There’s something slightly disorienting about watching a room full of Angelenos sing about Scotland. At The Lodge Room in Highland Park [a historic Masonic lodge turned music venue in Northeast Los Angeles, known for its intimate acoustics and vaulted wood interior], the distance between Los Angeles and Glasgow collapsed into something almost imperceptible, as if geography itself had become secondary to circulation. I first came across Nathan Evans and Saint PHNX through an email in my inbox inviting me to their show. At the time, I didn’t realize it was their first time performing in the United States. There was something quietly loaded about that—arriving in America at a moment when the country feels increasingly closed off, less welcoming to outsiders. I wondered whether they would feel that distance, or if, somehow, they would feel at home.

What unfolded instead felt like the opposite. The room didn’t just respond—it embraced. At one point, children were brought on stage, singing along, fully immersed, as if participating in something that would stay with them for years. It felt like a formative moment unfolding in real time. The entire space moved together, the floor almost vibrating with recognition, every word already known. What struck me most was that the music seemed to exist there before the artists did.

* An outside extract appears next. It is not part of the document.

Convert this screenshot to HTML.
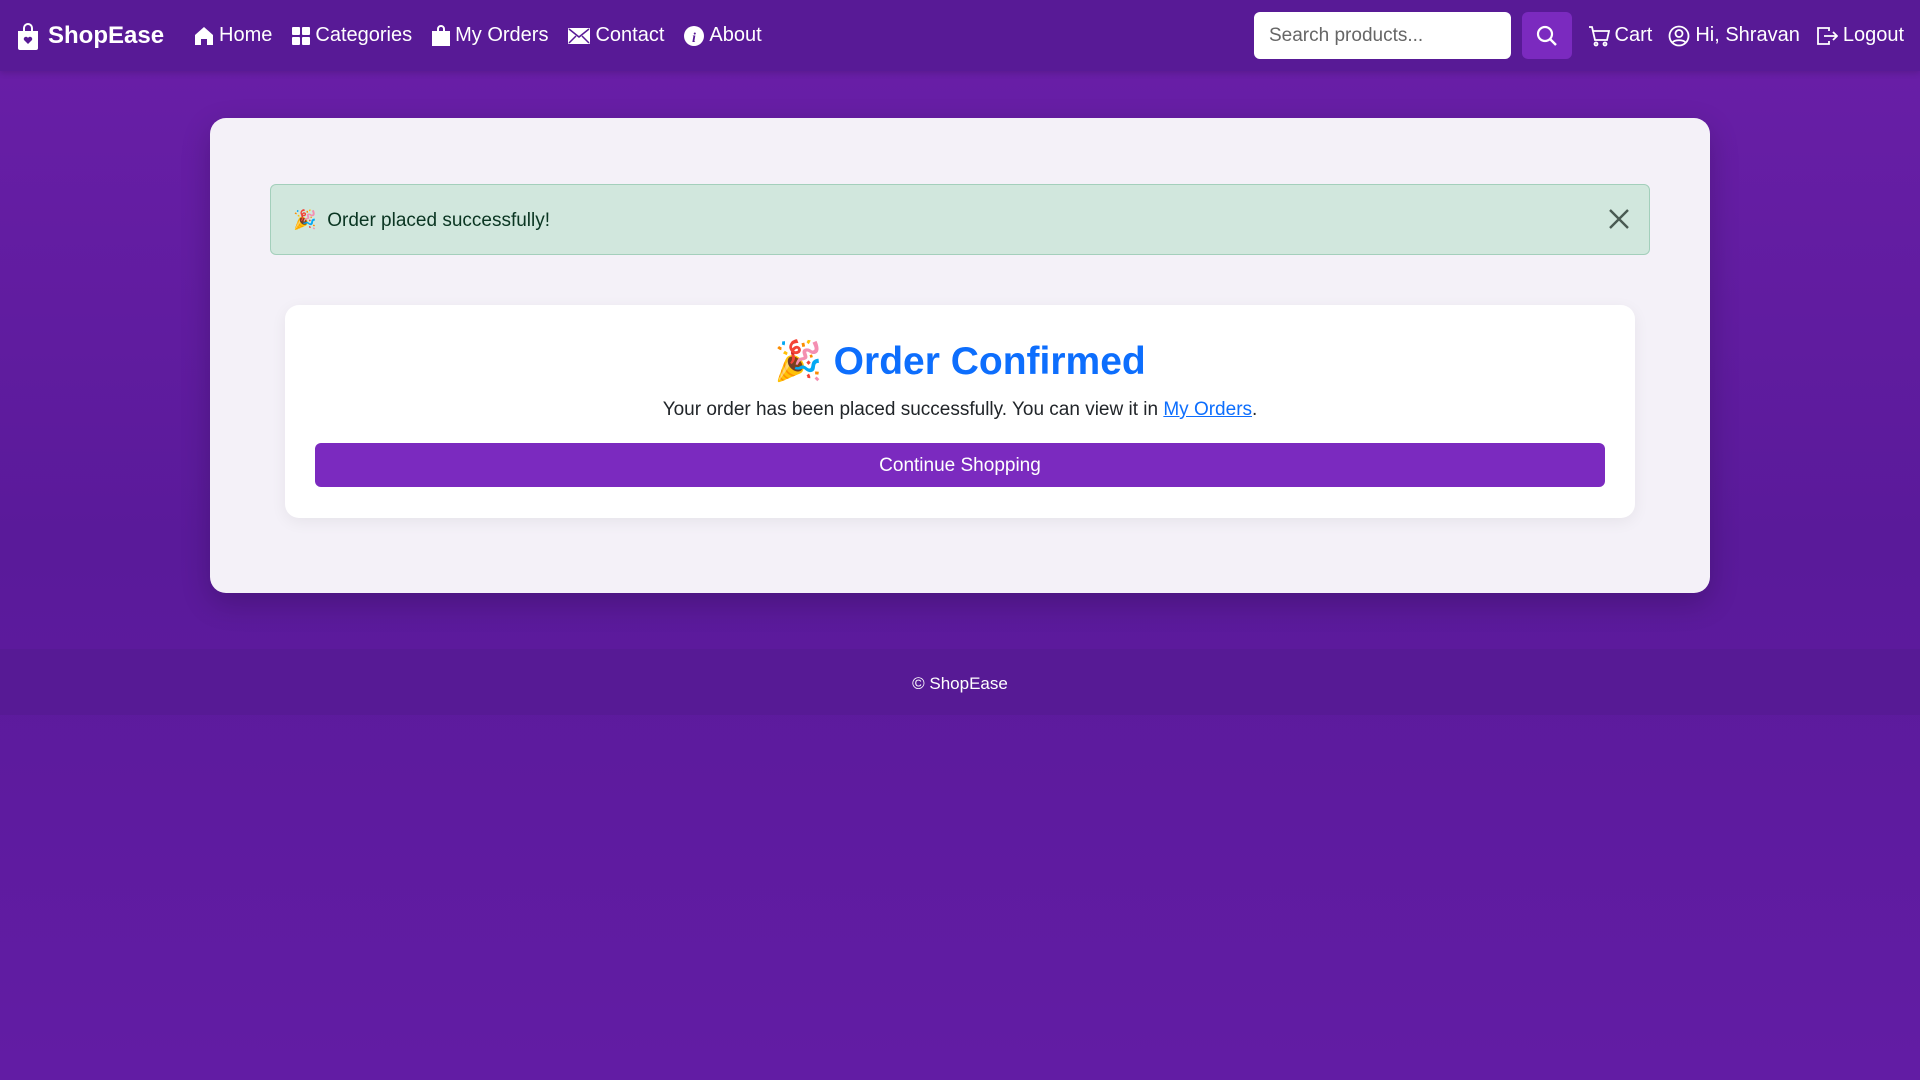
<!DOCTYPE html>
<html><head><meta charset="utf-8"><style>
*{box-sizing:border-box;margin:0;padding:0}
body{width:1920px;height:1080px;overflow:hidden;font-family:"Liberation Sans","Noto Sans CJK SC",sans-serif;background:linear-gradient(180deg,#6a1fa8 0%,#5a1a9a 50%,#621ca4 100%);color:#212529}
.nav{height:71px;background:#581a96;display:flex;align-items:center;padding:0 16px;color:#fff;font-size:20px;box-shadow:0 2px 6px rgba(0,0,0,.15);white-space:nowrap}
.brand{font-weight:bold;font-size:24px;display:flex;align-items:center;gap:8px;margin-right:30px}
.nl{display:flex;align-items:center;gap:5px;margin-right:20px}
.ic{fill:#fff}
.search{position:absolute;left:1254px;top:12px;width:257px;height:47px;background:#fff;border-radius:6px;color:#666;font-size:19px;padding:13px 15px}
.sbtn{position:absolute;left:1522px;top:12px;width:50px;height:47px;background:#7b2abf;border-radius:6px;display:flex;align-items:center;justify-content:center}
.right{position:absolute;right:16px;top:0;height:71px;display:flex;align-items:center;gap:16px;font-size:20px;color:#fff;white-space:nowrap}
.right span{display:flex;align-items:center;gap:5px}
.outer{position:absolute;left:210px;top:118px;width:1500px;height:475px;background:#f4f1f8;border-radius:16px;box-shadow:0 10px 30px rgba(0,0,0,.2)}
.alert{position:absolute;left:270px;top:184px;width:1380px;height:71px;background:#d1e7dd;border:1px solid #a3cfbb;border-radius:6px;display:flex;align-items:center;padding-left:22px;font-size:19px;color:#0a3622}
.x{position:absolute;right:18px;top:22px}
.card{position:absolute;left:285px;top:305px;width:1350px;height:213px;background:#fff;border-radius:14px;box-shadow:0 4px 16px rgba(0,0,0,.06);text-align:center}
h1{font-size:39px;color:#0d6efd;font-weight:bold;margin-top:34px;line-height:46px}
p{font-size:19px;margin-top:14px}
p a{color:#0d6efd}
.btn{position:absolute;left:30px;top:138px;width:1290px;height:44px;background:#7b2abf;color:#fff;border-radius:6px;font-size:19px;line-height:46px}
.foot{position:absolute;left:0;top:649px;width:1920px;height:66px;background:#571a95;color:#fff;font-size:17px;text-align:center;line-height:70px}
</style></head><body>
<div class="nav">
<div class="brand"><svg width="24" height="28" viewBox="0 0 24 28"><path class="ic" d="M7 9V6a5 5 0 0110 0v3h5v17a2 2 0 01-2 2H4a2 2 0 01-2-2V9zm2 0h6V6a3 3 0 00-6 0z"/><path d="M12 22l-4-4a2.2 2.2 0 014-2 2.2 2.2 0 014 2z" fill="#581a96"/></svg>ShopEase</div>
<div class="nl"><svg width="20" height="20" viewBox="0 0 20 20"><path class="ic" d="M10 1l9 8v10h-6v-6H7v6H1V9z"/></svg>Home</div>
<div class="nl"><svg width="18" height="18" viewBox="0 0 18 18"><rect class="ic" x="0" y="0" width="8" height="8" rx="1"/><rect class="ic" x="10" y="0" width="8" height="8" rx="1"/><rect class="ic" x="0" y="10" width="8" height="8" rx="1"/><rect class="ic" x="10" y="10" width="8" height="8" rx="1"/></svg>Categories</div>
<div class="nl"><svg width="18" height="22" viewBox="0 0 18 22"><path class="ic" d="M5 6V4a4 4 0 018 0v2h5v15H0V6zm2 0h4V4a2 2 0 00-4 0z"/></svg>My Orders</div>
<div class="nl"><svg width="22" height="16" viewBox="0 0 22 16"><rect class="ic" width="22" height="16" rx="1"/><path d="M1 1l10 8 10-8M1 15l7-7M21 15l-7-7" stroke="#581a96" stroke-width="1.5" fill="none"/></svg>Contact</div>
<div class="nl"><svg width="20" height="20" viewBox="0 0 20 20"><circle class="ic" cx="10" cy="10" r="10"/><text x="8" y="16" font-size="14" font-style="italic" font-weight="bold" fill="#581a96" font-family="Liberation Serif">i</text></svg>About</div>
</div>
<div class="search">Search products...</div>
<div class="sbtn"><svg width="22" height="22" viewBox="0 0 22 22"><circle cx="9" cy="9" r="7" stroke="#fff" stroke-width="2.2" fill="none"/><path d="M14 14l6 6" stroke="#fff" stroke-width="2.4"/></svg></div>
<div class="right">
<span><svg width="22" height="22" viewBox="0 0 22 22" fill="none" stroke="#fff" stroke-width="1.8"><path d="M1 2h3l3 13h12l2-9H5"/><circle cx="8" cy="19" r="1.5"/><circle cx="17" cy="19" r="1.5"/></svg>Cart</span>
<span><svg width="22" height="22" viewBox="0 0 22 22" fill="none" stroke="#fff" stroke-width="1.8"><circle cx="11" cy="11" r="9.5"/><circle cx="11" cy="8.5" r="3.5"/><path d="M4.5 17.5c2-3 11-3 13 0"/></svg>Hi, Shravan</span>
<span><svg width="22" height="20" viewBox="0 0 22 20" fill="none" stroke="#fff" stroke-width="1.8"><path d="M13 5V2H2v16h11v-3M8 10h13M17 6l4 4-4 4"/></svg>Logout</span>
</div>
<div class="outer"></div>
<div class="alert">🎉&nbsp; Order placed successfully!<svg class="x" width="24" height="24" viewBox="0 0 24 24"><path d="M3 3l18 18M21 3L3 21" stroke="#4a5a52" stroke-width="2.4"/></svg></div>
<div class="card"><h1>🎉 Order Confirmed</h1><p>Your order has been placed successfully. You can view it in <a href="#">My Orders</a>.</p><div class="btn">Continue Shopping</div></div>
<div class="foot">© ShopEase</div>
</body></html>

Much of that recognition traces back to the resurgence of sea shanties—maritime work songs historically sung aboard merchant ships in the 18th and 19th centuries to coordinate physical labor like hauling ropes or raising sails. These weren’t just songs; they were tools, built on call-and-response structures that synchronized bodies in motion. Many emerged from transatlantic routes linking Scotland, Ireland, England, and the Caribbean, absorbing influences along the way. Songs like “Drunken Sailor” and “Leave Her, Johnny” became part of a shared seafaring repertoire, while “Wellerman”—the song that propelled Nathan Evans into global visibility—traces back to early 19th-century New Zealand whaling routes tied to the Weller brothers, Scottish traders supplying ships. What’s remarkable is not just their survival, but their return: these songs, once tied to physical labor and isolation at sea, now circulate through digital platforms, detached from their original function but still carrying a sense of collective rhythm and memory.

There’s something almost mythic in that return. In Scottish folklore, figures like the selkie—creatures that move between sea and land, shifting forms depending on where they are—echo this same sense of transformation. The music operates similarly: rooted in one place, reshaped in another, never fully belonging to either.

Alongside Evans, Saint PHNX—the Glasgow-based duo of Alan Brydon and Stevie Lennon—bring a different but complementary lineage, grounded in contemporary indie and rock songwriting. Together, the three have formed a cohesive unit that feels less like a collaboration and more like a convergence. There’s a precedent for this kind of alignment—something akin to the intuitive cohesion of Alison Krauss & Union Station or the early formation of Chris Stapleton and The SteelDrivers—where distinct voices resolve into a singular emotional register. Here, that register moves between folk memory and modern production, between something inherited and something accelerated.

I found myself returning to “Caledonia,” a song whose title I initially recognized only as a street name from Northern California, before realizing its deeper meaning as a poetic term for Scotland. That moment of recognition—of misunderstanding, then clarity—mirrored the larger experience of the performance itself. These songs carry place within them, but they don’t remain fixed to it. They travel, they shift, they become reinterpreted. In tracks like “Heather on the Hill,” that sense of place becomes more intimate, suggesting that “home” is not just a location, but a condition that can be shared, even temporarily, among strangers.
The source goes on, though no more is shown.